Listed records —
========================================================================

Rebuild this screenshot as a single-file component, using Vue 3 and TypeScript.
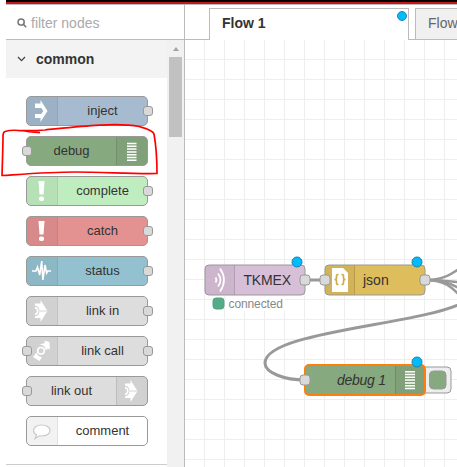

========================================================================

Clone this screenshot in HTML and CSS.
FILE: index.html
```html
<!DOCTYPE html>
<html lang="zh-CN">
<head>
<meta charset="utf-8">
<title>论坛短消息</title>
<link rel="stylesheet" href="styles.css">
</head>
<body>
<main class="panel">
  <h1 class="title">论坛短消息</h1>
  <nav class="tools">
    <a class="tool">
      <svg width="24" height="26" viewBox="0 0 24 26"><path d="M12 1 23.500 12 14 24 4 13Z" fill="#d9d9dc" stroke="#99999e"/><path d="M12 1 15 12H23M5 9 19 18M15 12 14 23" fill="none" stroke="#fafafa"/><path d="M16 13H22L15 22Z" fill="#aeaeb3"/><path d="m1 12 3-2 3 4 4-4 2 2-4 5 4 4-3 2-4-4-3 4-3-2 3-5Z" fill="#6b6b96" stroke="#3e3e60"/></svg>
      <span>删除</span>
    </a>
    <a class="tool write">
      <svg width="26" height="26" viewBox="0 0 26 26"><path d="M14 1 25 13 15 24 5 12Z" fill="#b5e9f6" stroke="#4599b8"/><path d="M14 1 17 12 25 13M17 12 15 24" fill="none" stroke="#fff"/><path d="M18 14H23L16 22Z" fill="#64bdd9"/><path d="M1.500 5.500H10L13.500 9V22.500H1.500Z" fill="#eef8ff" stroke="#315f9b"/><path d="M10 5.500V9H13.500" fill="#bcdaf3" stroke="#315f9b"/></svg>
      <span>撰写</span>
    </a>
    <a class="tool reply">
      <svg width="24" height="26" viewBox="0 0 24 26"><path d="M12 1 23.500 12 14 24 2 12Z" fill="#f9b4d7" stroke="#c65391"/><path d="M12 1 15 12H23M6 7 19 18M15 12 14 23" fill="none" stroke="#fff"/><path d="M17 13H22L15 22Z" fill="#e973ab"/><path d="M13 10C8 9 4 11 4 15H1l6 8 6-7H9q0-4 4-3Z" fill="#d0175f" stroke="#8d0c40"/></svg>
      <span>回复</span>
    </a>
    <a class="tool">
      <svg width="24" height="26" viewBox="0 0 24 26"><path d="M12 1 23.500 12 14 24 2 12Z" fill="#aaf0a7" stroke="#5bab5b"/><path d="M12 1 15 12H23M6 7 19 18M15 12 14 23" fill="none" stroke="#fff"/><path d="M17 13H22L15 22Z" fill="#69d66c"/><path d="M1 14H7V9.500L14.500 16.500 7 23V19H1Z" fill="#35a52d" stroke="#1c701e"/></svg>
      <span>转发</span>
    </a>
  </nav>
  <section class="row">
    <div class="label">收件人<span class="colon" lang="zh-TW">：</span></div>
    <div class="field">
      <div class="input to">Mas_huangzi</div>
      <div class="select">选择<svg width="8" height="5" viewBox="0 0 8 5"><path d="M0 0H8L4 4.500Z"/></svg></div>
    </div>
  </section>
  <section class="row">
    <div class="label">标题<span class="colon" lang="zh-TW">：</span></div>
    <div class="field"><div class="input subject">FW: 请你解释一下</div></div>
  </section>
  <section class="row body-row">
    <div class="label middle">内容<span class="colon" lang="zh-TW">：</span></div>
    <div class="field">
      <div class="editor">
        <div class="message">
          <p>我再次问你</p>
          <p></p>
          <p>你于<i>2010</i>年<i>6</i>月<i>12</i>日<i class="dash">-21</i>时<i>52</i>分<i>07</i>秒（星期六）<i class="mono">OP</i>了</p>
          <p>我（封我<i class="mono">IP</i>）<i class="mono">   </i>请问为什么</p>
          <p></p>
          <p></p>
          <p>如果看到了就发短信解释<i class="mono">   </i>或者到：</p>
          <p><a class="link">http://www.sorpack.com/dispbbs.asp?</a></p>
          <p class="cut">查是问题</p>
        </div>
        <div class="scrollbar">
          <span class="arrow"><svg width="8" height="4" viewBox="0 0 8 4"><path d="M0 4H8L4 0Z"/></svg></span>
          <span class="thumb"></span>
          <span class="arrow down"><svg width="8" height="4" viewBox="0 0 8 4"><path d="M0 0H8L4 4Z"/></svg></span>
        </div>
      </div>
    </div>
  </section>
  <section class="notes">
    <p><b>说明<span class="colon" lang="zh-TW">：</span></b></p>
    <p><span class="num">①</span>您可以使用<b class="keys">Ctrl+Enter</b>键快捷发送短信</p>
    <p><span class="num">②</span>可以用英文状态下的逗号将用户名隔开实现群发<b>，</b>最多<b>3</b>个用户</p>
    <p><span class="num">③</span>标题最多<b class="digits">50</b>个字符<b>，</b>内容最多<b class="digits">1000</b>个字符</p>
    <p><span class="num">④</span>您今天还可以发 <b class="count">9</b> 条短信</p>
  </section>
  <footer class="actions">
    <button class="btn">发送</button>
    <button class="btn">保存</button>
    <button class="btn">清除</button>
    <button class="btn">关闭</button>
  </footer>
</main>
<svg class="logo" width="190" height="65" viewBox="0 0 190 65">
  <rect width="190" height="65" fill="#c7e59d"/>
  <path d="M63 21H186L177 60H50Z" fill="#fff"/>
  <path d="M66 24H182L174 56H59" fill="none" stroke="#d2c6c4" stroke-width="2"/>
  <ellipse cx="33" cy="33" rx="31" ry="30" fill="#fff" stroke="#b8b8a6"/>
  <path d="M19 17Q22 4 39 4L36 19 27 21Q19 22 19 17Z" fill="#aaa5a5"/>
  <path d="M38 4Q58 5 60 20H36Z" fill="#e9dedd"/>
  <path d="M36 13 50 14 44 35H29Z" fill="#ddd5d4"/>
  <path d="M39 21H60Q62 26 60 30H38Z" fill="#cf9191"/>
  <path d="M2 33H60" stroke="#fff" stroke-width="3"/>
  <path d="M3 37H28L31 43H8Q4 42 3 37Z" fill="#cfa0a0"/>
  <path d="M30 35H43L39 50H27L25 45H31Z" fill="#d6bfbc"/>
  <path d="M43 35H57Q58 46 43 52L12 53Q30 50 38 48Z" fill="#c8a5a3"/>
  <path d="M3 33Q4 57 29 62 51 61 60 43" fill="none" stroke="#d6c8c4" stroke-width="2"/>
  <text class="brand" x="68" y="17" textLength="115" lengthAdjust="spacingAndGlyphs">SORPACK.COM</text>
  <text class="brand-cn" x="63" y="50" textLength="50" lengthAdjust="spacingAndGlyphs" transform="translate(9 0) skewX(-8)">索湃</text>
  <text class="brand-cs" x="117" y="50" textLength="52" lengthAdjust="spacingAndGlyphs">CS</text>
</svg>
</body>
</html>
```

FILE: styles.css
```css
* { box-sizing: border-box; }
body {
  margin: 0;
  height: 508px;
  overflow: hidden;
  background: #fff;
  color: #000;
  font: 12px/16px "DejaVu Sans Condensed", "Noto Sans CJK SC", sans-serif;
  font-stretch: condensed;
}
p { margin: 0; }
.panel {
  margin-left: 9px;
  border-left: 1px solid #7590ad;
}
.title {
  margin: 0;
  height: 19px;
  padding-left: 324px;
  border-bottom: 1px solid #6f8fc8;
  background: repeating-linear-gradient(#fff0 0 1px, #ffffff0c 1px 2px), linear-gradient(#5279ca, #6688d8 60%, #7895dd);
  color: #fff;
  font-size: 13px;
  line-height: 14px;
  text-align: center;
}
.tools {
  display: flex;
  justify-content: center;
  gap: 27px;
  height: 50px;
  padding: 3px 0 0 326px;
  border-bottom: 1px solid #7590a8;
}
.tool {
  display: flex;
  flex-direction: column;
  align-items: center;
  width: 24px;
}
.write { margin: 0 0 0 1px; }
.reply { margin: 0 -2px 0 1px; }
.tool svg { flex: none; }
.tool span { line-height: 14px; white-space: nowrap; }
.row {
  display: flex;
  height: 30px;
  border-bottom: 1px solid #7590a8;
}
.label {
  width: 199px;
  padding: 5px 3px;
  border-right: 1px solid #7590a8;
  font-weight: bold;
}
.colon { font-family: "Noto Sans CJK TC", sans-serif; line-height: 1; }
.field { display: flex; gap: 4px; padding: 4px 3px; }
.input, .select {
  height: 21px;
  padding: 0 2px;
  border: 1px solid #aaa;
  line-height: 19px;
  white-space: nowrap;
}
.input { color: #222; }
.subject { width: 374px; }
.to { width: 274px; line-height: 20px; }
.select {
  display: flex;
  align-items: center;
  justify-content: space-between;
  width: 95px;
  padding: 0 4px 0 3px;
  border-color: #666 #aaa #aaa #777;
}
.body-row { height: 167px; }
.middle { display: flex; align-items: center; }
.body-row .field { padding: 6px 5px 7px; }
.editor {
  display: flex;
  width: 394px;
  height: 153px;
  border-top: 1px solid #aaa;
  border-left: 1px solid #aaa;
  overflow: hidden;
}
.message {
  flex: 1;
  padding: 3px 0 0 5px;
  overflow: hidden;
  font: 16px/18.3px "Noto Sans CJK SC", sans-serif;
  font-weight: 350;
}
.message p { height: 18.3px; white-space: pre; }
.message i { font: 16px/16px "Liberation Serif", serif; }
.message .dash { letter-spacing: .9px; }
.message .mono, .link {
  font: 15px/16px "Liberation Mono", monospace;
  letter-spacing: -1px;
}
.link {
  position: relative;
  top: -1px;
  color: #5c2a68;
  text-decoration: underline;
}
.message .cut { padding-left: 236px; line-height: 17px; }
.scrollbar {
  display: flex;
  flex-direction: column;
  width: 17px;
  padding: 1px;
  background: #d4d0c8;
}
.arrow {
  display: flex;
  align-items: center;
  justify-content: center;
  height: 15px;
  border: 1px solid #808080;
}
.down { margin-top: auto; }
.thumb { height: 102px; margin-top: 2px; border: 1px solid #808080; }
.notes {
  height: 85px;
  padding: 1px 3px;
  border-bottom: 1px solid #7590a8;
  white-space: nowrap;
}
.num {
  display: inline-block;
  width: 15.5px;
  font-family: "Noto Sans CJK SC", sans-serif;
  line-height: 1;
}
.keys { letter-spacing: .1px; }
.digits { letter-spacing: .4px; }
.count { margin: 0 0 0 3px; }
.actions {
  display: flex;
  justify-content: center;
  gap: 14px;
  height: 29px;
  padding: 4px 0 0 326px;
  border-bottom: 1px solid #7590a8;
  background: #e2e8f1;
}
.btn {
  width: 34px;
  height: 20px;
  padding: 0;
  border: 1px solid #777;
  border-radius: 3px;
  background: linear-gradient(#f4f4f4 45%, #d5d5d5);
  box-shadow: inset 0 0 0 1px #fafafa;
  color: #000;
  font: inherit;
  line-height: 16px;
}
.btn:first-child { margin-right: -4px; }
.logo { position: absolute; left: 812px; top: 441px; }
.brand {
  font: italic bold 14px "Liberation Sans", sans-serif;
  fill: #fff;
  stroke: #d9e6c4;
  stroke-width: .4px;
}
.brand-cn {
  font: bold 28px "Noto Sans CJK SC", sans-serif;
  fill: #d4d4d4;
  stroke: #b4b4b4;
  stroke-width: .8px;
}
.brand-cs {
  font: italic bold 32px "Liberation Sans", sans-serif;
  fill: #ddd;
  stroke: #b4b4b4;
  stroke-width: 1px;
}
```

========================================================================

Given instruction —
Show every line in the records above that contains the word "this".

Output of the exercise —
Rebuild this screenshot as a single-file component, using Vue 3 and TypeScript.
Clone this screenshot in HTML and CSS.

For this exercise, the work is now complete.